おやつをもらうために興奮しやすくなり、冷静な判断ができなくなる。
といった状態に陥りがちです。 私たちが育てたいのは、おやつがなくても、「大好きな飼い主さんに褒めてもらえることが、何より嬉しい!」と感じられる心なのです。
「おやつ」というモノの関係から、「大好き」という心の関係へ。この意識の変化が、揺るぎない絆を育みます。
「技」ではなく「絆」が命を救う。災害時に本当に役立つこととは?
「うちの子を絶対に守る」という強い気持ちを持って、これまでお話ししてきた「心が繋がる暮らし方」を続けていくと、飼い主さんと愛犬の間には、目には見えない強い絆が生まれます。愛犬は、大好きな飼い主さんが望むことを、自ら考えて行動してくれるようになるでしょう。
そしてこの「絆」こそが、災害という極限状況で、愛犬とあなた自身の命を守る最強の力となるのです。
突然の大きな揺れや物音に驚いても… パニックになってどこかへ逃げてしまうのではなく、真っ先にあなたの顔を見て「どうしたの?」と駆け寄ってきます。

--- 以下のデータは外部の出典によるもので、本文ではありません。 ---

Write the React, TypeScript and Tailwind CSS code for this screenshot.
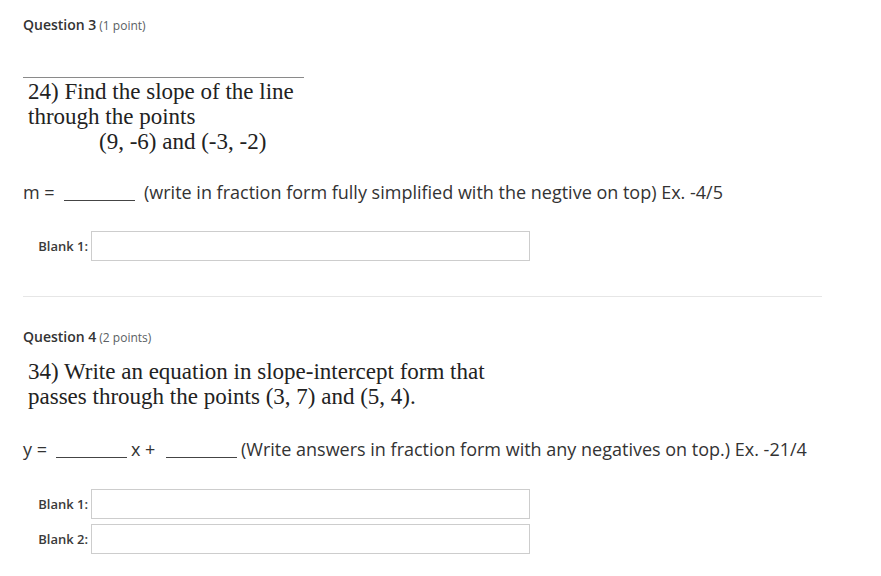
import React from "react";

const sans = { fontFamily: '"Open Sans", "Liberation Sans", sans-serif' };
const serif = { fontFamily: '"Liberation Serif", serif' };

function Blank({ label }: { label: string }) {
  return (
    <div className="flex items-center h-[30px]">
      <div className="w-[68px] pr-[3px] text-right text-[13px] leading-[20px] font-semibold text-[#3a3a3a]">{label}</div>
      <div className="w-[439px] h-[30px] border border-[#cdcdcd] bg-white" />
    </div>
  );
}

function Rule({ w }: { w: string }) {
  return <span className={`block ${w} h-[1px] bg-[#444] self-end mb-[4px] shrink-0`} />;
}

export default function App() {
  return (
    <div className="w-[881px] h-[576px] bg-white text-[#333] overflow-hidden" style={sans}>
      <div className="pl-[23px] w-[822px]">
        <div className="pt-[15px] flex items-baseline leading-[20px]">
          <span className="text-[14px] font-semibold text-[#333]">Question 3</span>
          <span className="ml-[3px] text-[12px] text-[#5a5f63]">(1 point)</span>
        </div>
        <div className="mt-[41px] w-[281px] h-[1px] bg-[#8a8a8a]" />
        <div className="pl-[5px] pt-[1px] text-[23px] leading-[25px] text-[#222]" style={serif}>
          <div>24) Find the slope of the line</div>
          <div>through the points</div>
          <div className="pl-[71px]">(9, -6) and (-3, -2)</div>
        </div>
        <div className="mt-[25px] flex text-[18px] leading-[26px] h-[26px]">
          <span className="w-[41px] shrink-0">m =</span>
          <Rule w="w-[71px]" />
          <span className="ml-[9px] whitespace-nowrap">(write in fraction form fully simplified with the negtive on top) Ex. -4/5</span>
        </div>
        <div className="mt-[26px]">
          <Blank label="Blank 1:" />
        </div>
        <div className="mt-[35px] h-[1px] bg-[#e6e6e6]" />
        <div className="mt-[30px] flex items-baseline leading-[20px]">
          <span className="text-[14px] font-semibold text-[#333]">Question 4</span>
          <span className="ml-[3px] text-[12px] text-[#5a5f63]">(2 points)</span>
        </div>
        <div className="pl-[5px] mt-[11px] text-[23px] leading-[25px] text-[#222]" style={serif}>
          <div>34) Write an equation in slope-intercept form that</div>
          <div>passes through the points (3, 7) and (5, 4).</div>
        </div>
        <div className="mt-[27px] flex text-[18px] leading-[26px] h-[26px]">
          <span className="w-[33px] shrink-0">y =</span>
          <Rule w="w-[71px]" />
          <span className="w-[39px] pl-[4px] shrink-0">x +</span>
          <Rule w="w-[71px]" />
          <span className="ml-[4px] whitespace-nowrap">(Write answers in fraction form with any negatives on top.) Ex. -21/4</span>
        </div>
        <div className="mt-[27px] flex flex-col gap-[5px]">
          <Blank label="Blank 1:" />
          <Blank label="Blank 2:" />
        </div>
      </div>
    </div>
  );
}
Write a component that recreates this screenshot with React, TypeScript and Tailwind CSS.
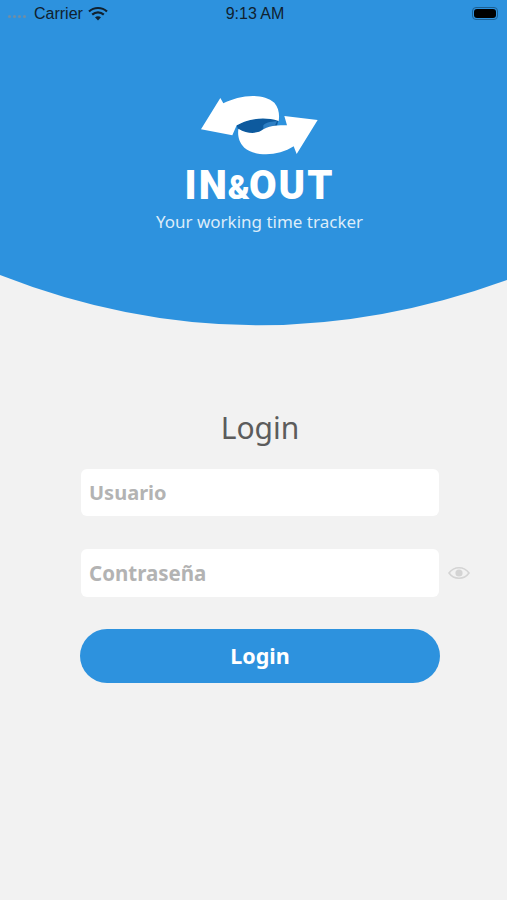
export default function App() {
  return (
    <div className="w-[507px] h-[900px] bg-[#f2f2f2] overflow-hidden flex flex-col font-['Noto_Sans',sans-serif]">
      <div className="h-[275px] bg-[#2d92de] flex flex-col shrink-0">
        <div className="h-[27px] pl-2 pr-[9px] flex items-center justify-between font-['Liberation_Sans',sans-serif] text-[16px] text-[#10212f]">
          <div className="w-[100px] flex items-center">
            <div className="flex gap-[2px] mr-[8px] mt-[5px]">
              <span className="w-[3px] h-[3px] rounded-full bg-[#6f8ea6]"></span>
              <span className="w-[3px] h-[3px] rounded-full bg-[#6f8ea6]"></span>
              <span className="w-[3px] h-[3px] rounded-full bg-[#6f8ea6]"></span>
              <span className="w-[3px] h-[3px] rounded-full bg-[#6f8ea6]"></span>
            </div>
            <span>Carrier</span>
            <svg className="ml-[5px] shrink-0" width="20" height="15" viewBox="0 0 20 15">
              <path d="M1 5.5C6 .8 14 .8 19 5.5" fill="none" stroke="#10212f" strokeWidth="2.2" />
              <path d="M4.2 8.6C7.5 5.6 12.5 5.6 15.8 8.6" fill="none" stroke="#10212f" strokeWidth="2.2" />
              <path d="M7 11.3 10 14.5 13 11.3C11.2 9.8 8.8 9.8 7 11.3Z" fill="#10212f" />
            </svg>
          </div>
          <span className="ml-[4px]">9:13 AM</span>
          <div className="w-[100px] flex justify-end">
            <div className="w-[26px] h-[13px] rounded-[4px] border border-[#1c5f92] p-[1px]">
              <div className="w-full h-full rounded-[3px] bg-black"></div>
            </div>
          </div>
        </div>
        <div className="flex flex-col items-center ml-[12px] mt-[65px]">
          <svg className="shrink-0 mr-[2px]" width="128" height="66" viewBox="0 0 384 198">
            <path d="M125 100C170 76 215 72 250 85L245 105 205 115 170 128 130 115Z" fill="#0d5a9e" />
            <path d="M205 100C215 90 232 88 246 88L240 100 205 112Z" fill="#2d7fc4" />
            <path d="M18 112 76 18 85 34C130 10 202 0 238 32 252 48 254 70 251 87 200 70 150 85 125 100L112 130Z" fill="#fff" />
            <path d="M368 84 305 186 296 163C250 194 178 194 148 167 130 148 128 130 130 110 160 128 190 125 205 112 225 100 250 100 276 100L268 72Z" fill="#fff" />
          </svg>
          <div className="mt-[10px] h-[36px] flex items-baseline text-white font-['Roboto',sans-serif] font-black text-[40px] leading-[36px] tracking-[2px]">
            <span>IN</span>
            <span className="text-[33px] -mx-[1px] tracking-normal">&amp;</span>
            <span>OUT</span>
          </div>
          <div className="mt-[6px] text-[17px] leading-[24px] text-[#dcecf9]">Your working time tracker</div>
        </div>
      </div>
      <svg className="shrink-0 block" width="507" height="51" viewBox="0 0 507 51">
        <path d="M0 0 Q 250 98 507 5 L507 0Z" fill="#2d92de" />
      </svg>
      <div className="flex flex-col items-center mt-[80px] pl-[81px] pr-[68px]">
        <h1 className="text-[30px] leading-[44px] text-[#5c5c5c] font-normal w-[358px] text-center">Login</h1>
        <div className="mt-[19px] w-[358px] h-[47px] bg-white rounded-[6px] flex items-center px-2 text-[20px] font-bold text-[#b3b3b3]">Usuario</div>
        <div className="mt-[33px] w-[358px] flex items-center relative">
          <div className="w-full h-[48px] bg-white rounded-[6px] flex items-center px-2 text-[20.5px] font-bold text-[#b3b3b3]">Contraseña</div>
          <svg className="absolute left-[367px]" width="22" height="16" viewBox="0 0 22 16">
            <path d="M1 8C6 1 16 1 21 8 16 15 6 15 1 8Z" fill="none" stroke="#d4d4d4" strokeWidth="1.6" />
            <circle cx="11" cy="8" r="3.6" fill="#d4d4d4" />
          </svg>
        </div>
        <button className="mt-[32px] w-[360px] h-[54px] shrink-0 rounded-[27px] bg-[#2d92de] text-white text-[21.5px] font-bold">Login</button>
      </div>
    </div>
  );
}
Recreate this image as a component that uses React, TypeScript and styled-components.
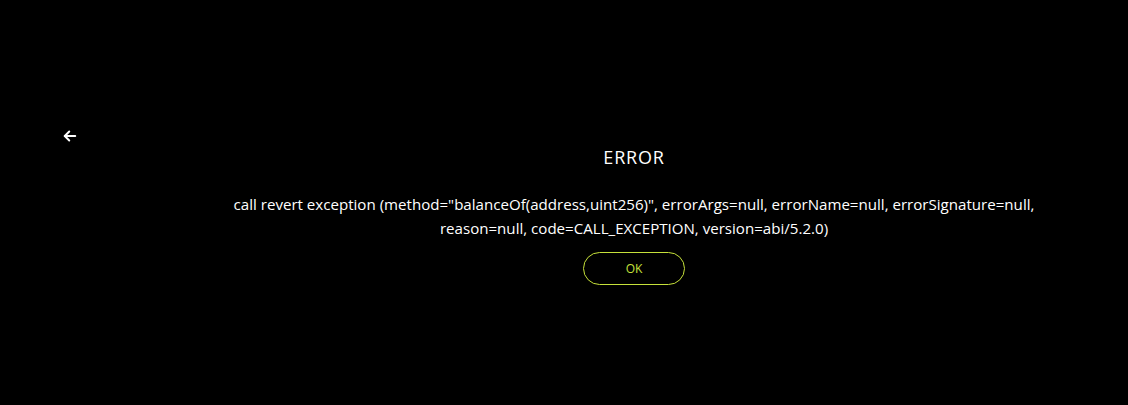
import React from "react";
import styled, { createGlobalStyle } from "styled-components";

const Global = createGlobalStyle`
  html, body { margin: 0; padding: 0; background: #000; }
  body { font-family: "Open Sans", Roboto, sans-serif; color: #fff; }
`;

const Page = styled.div`
  width: 1128px;
  height: 405px;
  background: #000;
  display: flex;
`;

const Side = styled.div`
  width: 140px;
  flex: none;
  padding: 127px 0 0 61px;
  box-sizing: border-box;
`;

const BackButton = styled.button`
  background: none;
  border: none;
  padding: 0;
  color: #fff;
  cursor: pointer;
  display: flex;
  width: 18px;
  height: 18px;
`;

const Main = styled.div`
  flex: 1;
  display: flex;
  flex-direction: column;
  align-items: center;
  padding-top: 144px;
`;

const Title = styled.h2`
  margin: 0;
  font-size: 18px;
  font-weight: 400;
  line-height: 26px;
  letter-spacing: 0.8px;
`;

const Message = styled.p`
  margin: 22px 0 0;
  max-width: 830px;
  text-align: center;
  font-size: 15.1px;
  line-height: 24px;
`;

const OkButton = styled.button`
  margin-top: 12px;
  width: 102px;
  height: 33px;
  border-radius: 17px;
  border: 1.6px solid #c6e13a;
  background: transparent;
  color: #c6e13a;
  font-family: "Open Sans", sans-serif;
  font-size: 12px;
  cursor: pointer;
`;

export default function App() {
  return (
    <>
      <Global />
      <Page>
        <Side>
          <BackButton aria-label="Back">
            <svg width="18" height="18" viewBox="0 0 24 24" fill="none" stroke="currentColor" strokeWidth="2.6" strokeLinecap="round" strokeLinejoin="round">
              <path d="M19 12H5" />
              <path d="M11 6l-6 6 6 6" />
            </svg>
          </BackButton>
        </Side>
        <Main>
          <Title>ERROR</Title>
          <Message>
            call revert exception (method="balanceOf(address,uint256)", errorArgs=null, errorName=null, errorSignature=null, reason=null, code=CALL_EXCEPTION, version=abi/5.2.0)
          </Message>
          <OkButton>OK</OkButton>
        </Main>
      </Page>
    </>
  );
}
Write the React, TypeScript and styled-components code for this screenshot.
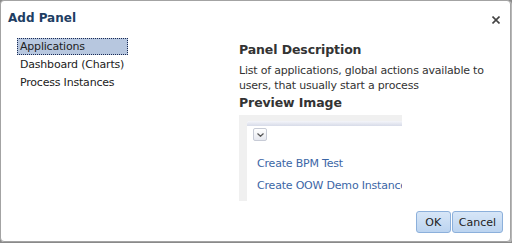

あなたが安全な場所だと知っているからです。
慣れない避難所で過ごすことになっても… あなたの傍で静かに寄り添い、周りの空気を読んで、むやみに吠えたり騒いだりしないよう努めてくれます。あなたの困った顔を見たくないからです。
混乱の中であなたの声がかき消されそうになっても… たくさんの物音の中から、あなたの「おいで!」という声だけをちゃんと聞き分けてくれます。いつも優しい声で話しかけてくれる、大好きなあなたの声だからです。
やむを得ず、一時的に離れることになっても… 「必ず迎えに来てくれる」と信じて、あなたを待っていることができます。これまでの毎日が、その信頼を築いてくれたからです。
これらは、「お座り」や「伏せ」といった個別の技(コマンド)ではありません。愛犬があなたを心から信頼し、「この人と一緒にいれば大丈夫」と確信しているからこそ取れる、究極の災害対応行動なのです。
まとめ:「この人さえいれば大丈夫」そんな飼い主になりましょう
ペット防災のための「しつけ」は、特別な訓練や難しいテクニックを必要とするものではありません。 それは、今日から始められる、愛犬との向き合い方の見直しの中にあります。
毎朝の「おはよう」の挨拶。 穏やかに過ごしている時の「いい子だね」の一言。 あなたを見上げる愛犬への、優しい微笑み。
この日々の小さな愛情の積み重ねこそが、何物にも代えがたい強い絆を育みます。そして、いざという時に愛犬が「この人さえいれば大丈夫」と心から頼れる、そんな飼い主になりましょう。それが、あなたと愛犬を守る最も確かな備えとなるのです。
さあ、今日から愛犬の「イイね!」を探してみませんか?その優しい眼差しが、未来のあなたと愛犬を救う、最初の一歩です。